Bolstered by the support of groups like the Anglo-Saxon Clubs of America, Plecker’s work led to the Virginia Racial Integrity Law of 1924, a piece of virile legislation that reduced the state population to just two racial categories. This is also the law that criminalized inter-racial marriage in the state and was not overturned until the Supreme Court’s 1967 ruling in Loving vs. The State of Virginia determined that people did, in fact, have the right to love across racial lines. By effectively erasing any Native American presence from the official record, Plecker wiped the state’s original inhabitants and their descendants off the books.
Were my great great-great-grandmother’s people, her family members who remained in Virginia, the victims of Plecker’s campaign? If so, how can I hope to match oral testimony that persisted through the generations against official state records that Plecker destroyed with a kind of sick, obsessive-compulsive madness? The kin descendants of Frederica Sayers Coffin might be listed on Virginia’s rather extensive record-keeping from the colonial period onward that included manumission records, population records and Free Negro records that (I hope) remain accessible and intact. Unless my people tried to survive off the grid, I might be able to dig them up there. But the digging will have to reach deep.

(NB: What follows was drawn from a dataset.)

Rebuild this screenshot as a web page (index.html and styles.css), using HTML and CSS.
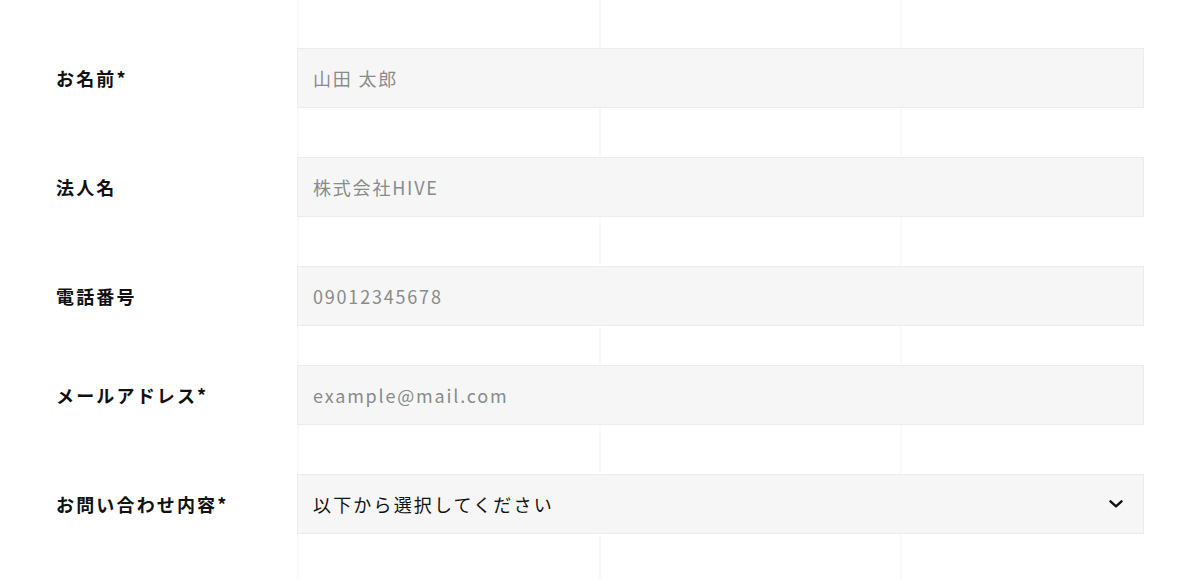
FILE: index.html
```html
<!DOCTYPE html>
<html lang="ja">
<head>
<meta charset="utf-8">
<title>お問い合わせ</title>
<link rel="stylesheet" href="styles.css">
</head>
<body>
<form class="form">
  <div class="row">
    <label class="label" for="name">お名前*</label>
    <input class="field" id="name" type="text" placeholder="山田 太郎">
  </div>
  <div class="row">
    <label class="label" for="company">法人名</label>
    <input class="field" id="company" type="text" placeholder="株式会社HIVE">
  </div>
  <div class="row row--tight">
    <label class="label" for="tel">電話番号</label>
    <input class="field" id="tel" type="tel" placeholder="09012345678">
  </div>
  <div class="row">
    <label class="label" for="mail">メールアドレス*</label>
    <input class="field" id="mail" type="email" placeholder="example@mail.com">
  </div>
  <div class="row">
    <label class="label" for="kind">お問い合わせ内容*</label>
    <div class="select-wrap">
      <select class="field field--select" id="kind">
        <option>以下から選択してください</option>
      </select>
      <svg class="chevron" width="14" height="8" viewBox="0 0 14 8" aria-hidden="true">
        <path d="M1.5 1.3 L7 6.3 L12.5 1.3" fill="none" stroke="#111" stroke-width="2.4" stroke-linecap="round" stroke-linejoin="round"/>
      </svg>
    </div>
  </div>
</form>
</body>
</html>
```
FILE: styles.css
```css
* { box-sizing: border-box; }

html, body {
  margin: 0;
  height: 100%;
}

body {
  font-family: "Noto Sans CJK JP", "Noto Sans", sans-serif;
  color: #111;
  background-color: #fff;
  background-image:
    linear-gradient(#f9f9f9, #f9f9f9),
    linear-gradient(#f9f9f9, #f9f9f9),
    linear-gradient(#f9f9f9, #f9f9f9);
  background-size: 2px 100%, 2px 100%, 2px 100%;
  background-position: 297px 0, 599px 0, 900px 0;
  background-repeat: no-repeat;
}

.form {
  padding: 48px 56px 0 56px;
}

.row {
  display: flex;
  align-items: center;
  margin-bottom: 49px;
}

.row--tight {
  margin-bottom: 39px;
}

.label {
  width: 241px;
  flex: none;
  font-size: 18px;
  font-weight: 700;
  letter-spacing: 0.12em;
  color: #111;
}

.field {
  display: block;
  width: 847px;
  height: 60px;
  margin: 0;
  padding: 0 15px;
  border: 1px solid #ececec;
  border-radius: 0;
  background: #f6f6f6;
  font-family: "Noto Sans CJK JP", "Noto Sans", sans-serif;
  font-size: 18px;
  letter-spacing: 0.1em;
  color: #111;
  outline: none;
  -webkit-appearance: none;
  appearance: none;
}

.field::placeholder {
  color: #8a8a8a;
  opacity: 1;
}

.select-wrap {
  position: relative;
  width: 847px;
}

.field--select {
  color: #111;
  letter-spacing: 0.12em;
}

.chevron {
  position: absolute;
  right: 21px;
  top: 26px;
  pointer-events: none;
}
```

During Plecker’s reign, the state’s Amherst Indians refused to attend Jim Crow schools in Virginia, cut ties with the black community and often remained poor and undereducated as a result. A rebirth into the government system occurred for the Amherst in the 1980s, however, when they regained tribal recognition. Significantly, the Buffalo Ridge Cherokee, a group that proudly asserted their African, native and European ancestry, did not. To this day, living descendants of the Buffalo Ridge Cherokee are organized and openly celebrate their culture; but, at least officially through the state of Virginia and the United States government’s Bureau of Indian Affairs, this tribe, many of whom look African-American, simply no longer exists.